---- Recorded data

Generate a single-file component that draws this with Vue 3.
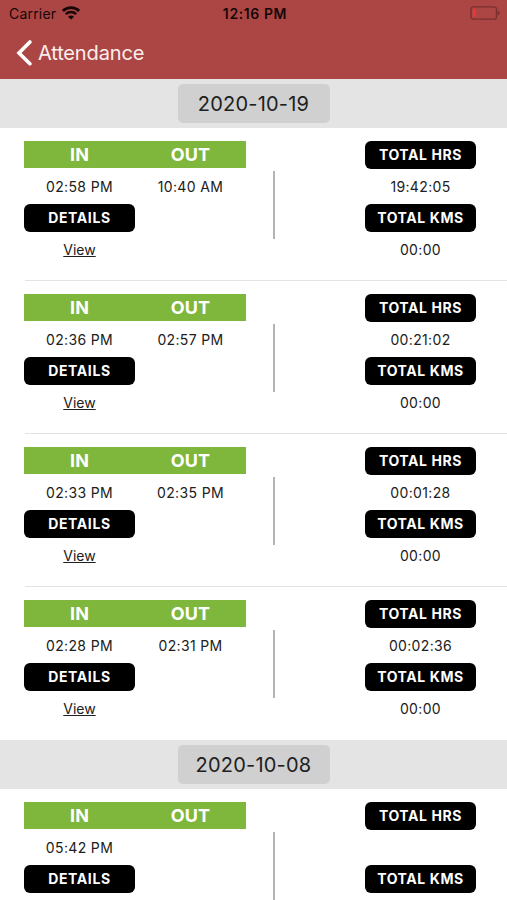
<script setup>
const groups = [
  {
    date: '2020-10-19',
    entries: [
      { in: '02:58 PM', out: '10:40 AM', hours: '19:42:05', kms: '00:00', link: 'View' },
      { in: '02:36 PM', out: '02:57 PM', hours: '00:21:02', kms: '00:00', link: 'View' },
      { in: '02:33 PM', out: '02:35 PM', hours: '00:01:28', kms: '00:00', link: 'View' },
      { in: '02:28 PM', out: '02:31 PM', hours: '00:02:36', kms: '00:00', link: 'View' },
    ],
  },
  {
    date: '2020-10-08',
    entries: [{ in: '05:42 PM', out: '', hours: '', kms: '', link: '' }],
  },
]
</script>

<template>
  <div class="screen">
    <header class="top">
      <div class="status">
        <div class="network">
          <span class="carrier">Carrier</span>
          <svg class="wifi" width="18" height="14" viewBox="0 0 18 14">
            <path d="M.8 4.9C5.3.5 12.7.5 17.2 4.9" fill="none" stroke="#160606" stroke-width="2.8" />
            <path d="M3.8 8.1c2.9-2.8 7.5-2.8 10.4 0" fill="none" stroke="#160606" stroke-width="2.5" />
            <path d="M6 10.7c1.7-1.6 4.3-1.6 6 0l-3 2.9z" fill="#160606" />
          </svg>
        </div>
        <span class="clock">12:16 PM</span>
        <svg class="battery" width="32" height="16" viewBox="0 0 32 16">
          <rect x="2" y="1.8" width="25.5" height="12.4" rx="2.5" fill="none" stroke="#7b2f2f" stroke-width="1.3" />
          <rect x="4" y="3.9" width="2.4" height="8.2" rx="0.8" fill="#f5333d" />
          <path d="M28.6 5.1 31 8l-2.4 2.9z" fill="#7b2f2f" />
        </svg>
      </div>
      <nav class="nav">
        <svg class="back" width="18" height="28" viewBox="0 0 18 28">
          <path d="M15.9 3 5 14l10.9 10.7" fill="none" stroke="#fff" stroke-width="3.6" stroke-linecap="round" stroke-linejoin="miter" />
        </svg>
        <span class="title">Attendance</span>
      </nav>
    </header>

    <section v-for="group in groups" :key="group.date">
      <div class="day"><span class="date">{{ group.date }}</span></div>
      <article v-for="(entry, i) in group.entries" :key="i" class="entry">
        <div class="times">
          <div class="label green">IN</div>
          <div class="label green">OUT</div>
          <div class="value">{{ entry.in }}</div>
          <div class="value">{{ entry.out }}</div>
          <div class="label black">DETAILS</div>
          <div></div>
          <a v-if="entry.link" class="value view">{{ entry.link }}</a>
        </div>
        <div class="divider"></div>
        <div class="totals">
          <div class="label black">TOTAL HRS</div>
          <div class="value">{{ entry.hours }}</div>
          <div class="label black">TOTAL KMS</div>
          <div class="value">{{ entry.kms }}</div>
        </div>
      </article>
    </section>
  </div>
</template>

<style>
body {
  margin: 0;
  overflow: hidden;
}
</style>

<style scoped>
.screen {
  width: 507px;
  height: 900px;
  overflow: hidden;
  background: #fff;
  color: #202020;
  font-family: Inter, "Liberation Sans", sans-serif;
}
.top {
  height: 79px;
  background: #ac4644;
}
.status {
  display: grid;
  grid-template-columns: 1fr auto 1fr;
  align-items: center;
  height: 27px;
  padding: 0 6px 0 9px;
  color: #160606;
}
.network {
  display: flex;
  align-items: center;
  gap: 6px;
}
.carrier {
  font-size: 14px;
  letter-spacing: 0.2px;
}
.wifi {
  margin-top: -2px;
}
.clock {
  font-size: 14px;
  font-weight: 600;
  letter-spacing: 0.6px;
}
.battery {
  justify-self: end;
  margin-top: -1px;
}
.nav {
  display: flex;
  align-items: center;
  height: 52px;
  padding-left: 14px;
  gap: 6px;
  color: #fbeeee;
}
.title {
  font-size: 20px;
  letter-spacing: -0.15px;
}
.day {
  display: flex;
  justify-content: center;
  align-items: center;
  height: 49px;
  background: #e4e4e4;
}
.date {
  width: 152px;
  height: 39px;
  border-radius: 5px;
  background: #d0d0d0;
  font-size: 20px;
  letter-spacing: 0.2px;
  line-height: 41px;
  text-align: center;
}
.entry {
  display: flex;
  box-sizing: border-box;
  height: 153px;
  padding: 13px 31px 0 24px;
  background: linear-gradient(#e3e3e3, #e3e3e3) 25px 152px / 100% 1px no-repeat;
}
.entry:last-child {
  background: none;
}
.times {
  display: grid;
  grid-template-columns: 111px 111px;
  grid-template-rows: 27px 36px 27px 36px;
}
.totals {
  display: grid;
  grid-template-columns: 111px;
  grid-template-rows: 27px 36px 27px 36px;
  margin-left: auto;
}
.label {
  color: #fff;
  text-align: center;
  line-height: 28px;
}
.green {
  height: 27px;
  background: #7fb63c;
  font-size: 18px;
  font-weight: 700;
  letter-spacing: 0.2px;
}
.black {
  height: 27.5px;
  border-radius: 6px;
  background: #000;
  font-size: 14px;
  font-weight: 700;
  letter-spacing: 0.6px;
}
.value {
  font-size: 14px;
  letter-spacing: 0.35px;
  line-height: 38px;
  text-align: center;
}
.view {
  letter-spacing: 0;
  text-decoration: underline;
}
.divider {
  width: 2px;
  height: 68px;
  margin: 30px 0 0 27px;
  background: #b4b4b4;
}
</style>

--------

Brief: Reproduce all of the material exactly, apart from the pictures.

Full response:
Generate a single-file component that draws this with Vue 3.
<script setup>
const groups = [
  {
    date: '2020-10-19',
    entries: [
      { in: '02:58 PM', out: '10:40 AM', hours: '19:42:05', kms: '00:00', link: 'View' },
      { in: '02:36 PM', out: '02:57 PM', hours: '00:21:02', kms: '00:00', link: 'View' },
      { in: '02:33 PM', out: '02:35 PM', hours: '00:01:28', kms: '00:00', link: 'View' },
      { in: '02:28 PM', out: '02:31 PM', hours: '00:02:36', kms: '00:00', link: 'View' },
    ],
  },
  {
    date: '2020-10-08',
    entries: [{ in: '05:42 PM', out: '', hours: '', kms: '', link: '' }],
  },
]
</script>

<template>
  <div class="screen">
    <header class="top">
      <div class="status">
        <div class="network">
          <span class="carrier">Carrier</span>
          <svg class="wifi" width="18" height="14" viewBox="0 0 18 14">
            <path d="M.8 4.9C5.3.5 12.7.5 17.2 4.9" fill="none" stroke="#160606" stroke-width="2.8" />
            <path d="M3.8 8.1c2.9-2.8 7.5-2.8 10.4 0" fill="none" stroke="#160606" stroke-width="2.5" />
            <path d="M6 10.7c1.7-1.6 4.3-1.6 6 0l-3 2.9z" fill="#160606" />
          </svg>
        </div>
        <span class="clock">12:16 PM</span>
        <svg class="battery" width="32" height="16" viewBox="0 0 32 16">
          <rect x="2" y="1.8" width="25.5" height="12.4" rx="2.5" fill="none" stroke="#7b2f2f" stroke-width="1.3" />
          <rect x="4" y="3.9" width="2.4" height="8.2" rx="0.8" fill="#f5333d" />
          <path d="M28.6 5.1 31 8l-2.4 2.9z" fill="#7b2f2f" />
        </svg>
      </div>
      <nav class="nav">
        <svg class="back" width="18" height="28" viewBox="0 0 18 28">
          <path d="M15.9 3 5 14l10.9 10.7" fill="none" stroke="#fff" stroke-width="3.6" stroke-linecap="round" stroke-linejoin="miter" />
        </svg>
        <span class="title">Attendance</span>
      </nav>
    </header>

    <section v-for="group in groups" :key="group.date">
      <div class="day"><span class="date">{{ group.date }}</span></div>
      <article v-for="(entry, i) in group.entries" :key="i" class="entry">
        <div class="times">
          <div class="label green">IN</div>
          <div class="label green">OUT</div>
          <div class="value">{{ entry.in }}</div>
          <div class="value">{{ entry.out }}</div>
          <div class="label black">DETAILS</div>
          <div></div>
          <a v-if="entry.link" class="value view">{{ entry.link }}</a>
        </div>
        <div class="divider"></div>
        <div class="totals">
          <div class="label black">TOTAL HRS</div>
          <div class="value">{{ entry.hours }}</div>
          <div class="label black">TOTAL KMS</div>
          <div class="value">{{ entry.kms }}</div>
        </div>
      </article>
    </section>
  </div>
</template>

<style>
body {
  margin: 0;
  overflow: hidden;
}
</style>

<style scoped>
.screen {
  width: 507px;
  height: 900px;
  overflow: hidden;
  background: #fff;
  color: #202020;
  font-family: Inter, "Liberation Sans", sans-serif;
}
.top {
  height: 79px;
  background: #ac4644;
}
.status {
  display: grid;
  grid-template-columns: 1fr auto 1fr;
  align-items: center;
  height: 27px;
  padding: 0 6px 0 9px;
  color: #160606;
}
.network {
  display: flex;
  align-items: center;
  gap: 6px;
}
.carrier {
  font-size: 14px;
  letter-spacing: 0.2px;
}
.wifi {
  margin-top: -2px;
}
.clock {
  font-size: 14px;
  font-weight: 600;
  letter-spacing: 0.6px;
}
.battery {
  justify-self: end;
  margin-top: -1px;
}
.nav {
  display: flex;
  align-items: center;
  height: 52px;
  padding-left: 14px;
  gap: 6px;
  color: #fbeeee;
}
.title {
  font-size: 20px;
  letter-spacing: -0.15px;
}
.day {
  display: flex;
  justify-content: center;
  align-items: center;
  height: 49px;
  background: #e4e4e4;
}
.date {
  width: 152px;
  height: 39px;
  border-radius: 5px;
  background: #d0d0d0;
  font-size: 20px;
  letter-spacing: 0.2px;
  line-height: 41px;
  text-align: center;
}
.entry {
  display: flex;
  box-sizing: border-box;
  height: 153px;
  padding: 13px 31px 0 24px;
  background: linear-gradient(#e3e3e3, #e3e3e3) 25px 152px / 100% 1px no-repeat;
}
.entry:last-child {
  background: none;
}
.times {
  display: grid;
  grid-template-columns: 111px 111px;
  grid-template-rows: 27px 36px 27px 36px;
}
.totals {
  display: grid;
  grid-template-columns: 111px;
  grid-template-rows: 27px 36px 27px 36px;
  margin-left: auto;
}
.label {
  color: #fff;
  text-align: center;
  line-height: 28px;
}
.green {
  height: 27px;
  background: #7fb63c;
  font-size: 18px;
  font-weight: 700;
  letter-spacing: 0.2px;
}
.black {
  height: 27.5px;
  border-radius: 6px;
  background: #000;
  font-size: 14px;
  font-weight: 700;
  letter-spacing: 0.6px;
}
.value {
  font-size: 14px;
  letter-spacing: 0.35px;
  line-height: 38px;
  text-align: center;
}
.view {
  letter-spacing: 0;
  text-decoration: underline;
}
.divider {
  width: 2px;
  height: 68px;
  margin: 30px 0 0 27px;
  background: #b4b4b4;
}
</style>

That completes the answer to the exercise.